Nevada Energy presented results from its studies of increasing DG penetration, and its conclusion that the distribution system is not the factor limiting how much DG can be installed.  Its other conclusions include: (1) NV Energy’s distribution feeders can accommodate greater amounts of DG when evenly distributed, but less when clustered; (2) for higher DG penetration, the impact on the transmission grid and generation operations must be considered; (3) the presence of utility‐scale renewable generation may cur­tail the amount of DG that can be installed; (4) the reduction in revenues from DG energy production is much higher than expected benefits to the utility.  Thus, new DG installations would result in a subsidy from NV Energy ratepayers to DG owners if current net metering rules were to apply.

The workshop included a “Transforming the Grid—Power to the Customer” presentation by Kurt Yeager of Galvin Electricity Initiative, which argued for transformation of the electricity infrastructure, policies, and business model to align market and utility incentives to accelerate smart grid investments.  Yeager pointed out that a smart grid requires looking beyond the regulated monopoly business model.  In order to be successful, barriers to retail competition must be removed, along with barriers to non-utility technology investments.  The result may significantly increase both consumer and producer benefits.

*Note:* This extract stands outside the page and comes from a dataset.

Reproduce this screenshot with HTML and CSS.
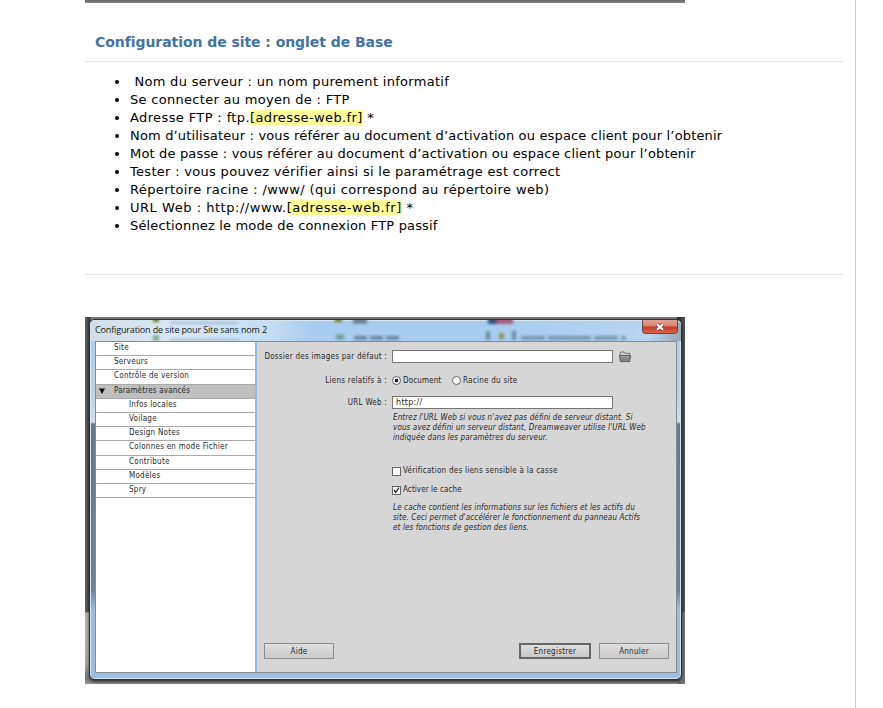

“Electricity is one of the few sectors where performance and earnings are not directly aligned with the interests of consumers or their satisfaction.  Instead, utilities answer primarily to state regulatory agencies, elected officials and federal authorities, operating under numerous rules that precede the New Deal.  But like many elements of the U.S. infrastructure, much of the equipment in the electricity grid is near the end of its functional lifespan.  We therefore face a choice of reinvesting in a system that served the past, or transforming it in ways that serve the consumers, businesses and society of tomorrow.”